Quem diria, Frank Carter and The Rattlesnakes nunca tinham tocado por cá! Que bonito que foi ver os punks comovidos.
E Squid, o que é que aquilo é?
Veias ácidas, flores selvagens exóticas, estridência, uma predileção especial por notas agudas, eletricidade estática a rabear no ar, um trompete, baixo e guitarra, teclas, um baterista que é o cantor: são os Squid, quinteto britânico especial.
É pós-punk experimental, é rock new wave, é krautrock ambiental, é uma coisa avant-garde, é muito masculina, mas tem requintes, e em mais do que uma canção, mas sobretudo naquela que tem o refrão “I play mad”, puseram o público do palco Yorn a saltar e a surfar como pulgões. Foi o ato mais depurado da noite, esquisito mas esmerado, sofisticado até, não é para todos os palatos, é só para os palatos do bom gosto.
E depois houve aquele inesperado SPA
Depois de tanto e tão bom rock, fechar a noite no palco Vodafone com um duo de eletrónica às duas da manhã, os Bicep, foi uma esplêndida ideia.

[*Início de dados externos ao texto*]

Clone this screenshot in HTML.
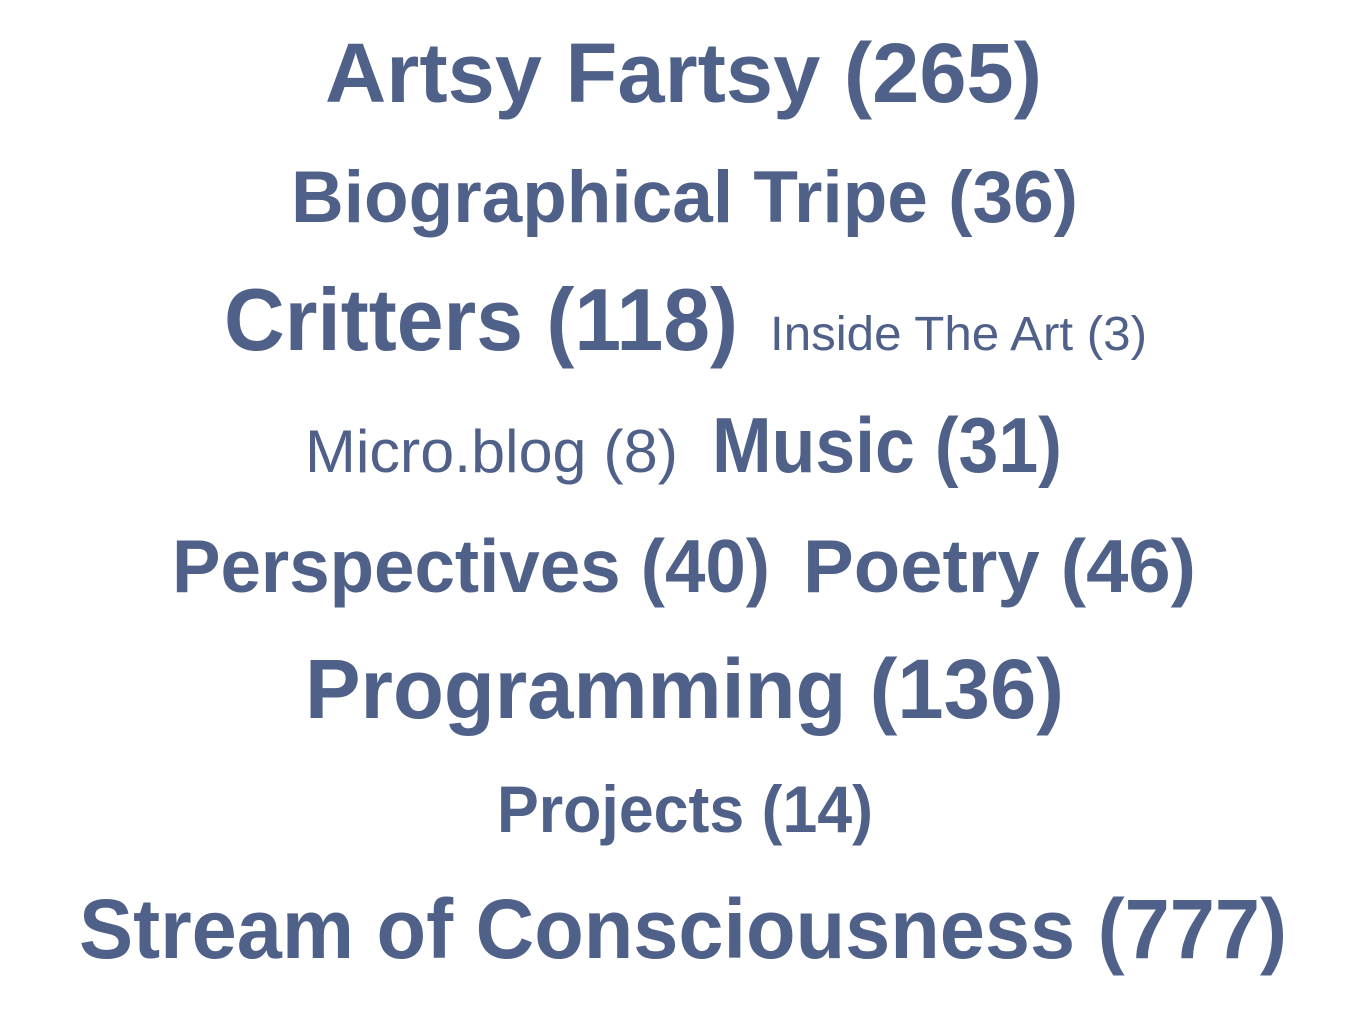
<!DOCTYPE html>
<html><head><meta charset="utf-8"><style>
html,body{margin:0;padding:0;background:#fff;}
svg{display:block;}
text{font-family:"Liberation Sans",sans-serif;fill:#4f6089;}
.b{font-weight:bold;}
</style></head><body>
<svg width="1367" height="1025" viewBox="0 0 1367 1025" xmlns="http://www.w3.org/2000/svg">
<text class="b" x="325" y="102" font-size="84" textLength="717" lengthAdjust="spacingAndGlyphs">Artsy Fartsy (265)</text>
<text class="b" x="291" y="222" font-size="73" textLength="787" lengthAdjust="spacingAndGlyphs">Biographical Tripe (36)</text>
<text class="b" x="224" y="350" font-size="88" textLength="514" lengthAdjust="spacingAndGlyphs">Critters (118)</text>
<text x="770" y="350" font-size="48" textLength="377" lengthAdjust="spacingAndGlyphs">Inside The Art (3)</text>
<text x="305" y="472" font-size="60" textLength="373" lengthAdjust="spacingAndGlyphs">Micro.blog (8)</text>
<text class="b" x="712" y="472" font-size="78" textLength="350" lengthAdjust="spacingAndGlyphs">Music (31)</text>
<text class="b" x="172" y="592" font-size="75" textLength="598" lengthAdjust="spacingAndGlyphs">Perspectives (40)</text>
<text class="b" x="803" y="592" font-size="75" textLength="393" lengthAdjust="spacingAndGlyphs">Poetry (46)</text>
<text class="b" x="305" y="718" font-size="84" textLength="759" lengthAdjust="spacingAndGlyphs">Programming (136)</text>
<text class="b" x="497" y="832" font-size="66" textLength="376" lengthAdjust="spacingAndGlyphs">Projects (14)</text>
<text class="b" x="79" y="958" font-size="84" textLength="1208" lengthAdjust="spacingAndGlyphs">Stream of Consciousness (777)</text>
</svg>
</body></html>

Foi uma bela “séance”, esta da dupla irlandesa Bicep — a banda nasceu de um blog que se transformou numa explosiva festa itinerante e que deu depois origem a uma editora vibrante, a Feel My Bicep. O que eles oferecem é uma investigação enxuta e consciente dos melhores sons de dança do Reino Unido, house, techno, dubstep, com temperos psicadélicos de mão leve.
Postos à mesa de pé, um em frente ao outro, de lado para nós, a mexer incessantemente nos seus arquipélagos de botões, os dois Bicep montaram uma hiperdiscoteca a céu aberto, luzes fortes de veludo, strobes a estrelejar, linhas de laser a voar por cima das nossas cabeças, a bater nas copas das árvores atrás, como pirilampos estonteados no ar, a especialização dos Bicep, o crescendo, aquele som que sobe, sobe, sobe, sempre a salivar, e que depois explode, impetuoso, na arrebatada batida gorda e gloriosa — “Waterfall”, “X (feat. Clara La San)” e “Meli (II)” são pedras preciosas —, foi uma delícia para os sentidos. Foi como ir ao SPA depois de se ter passado todo o dia numa pedreira suada a metralhar.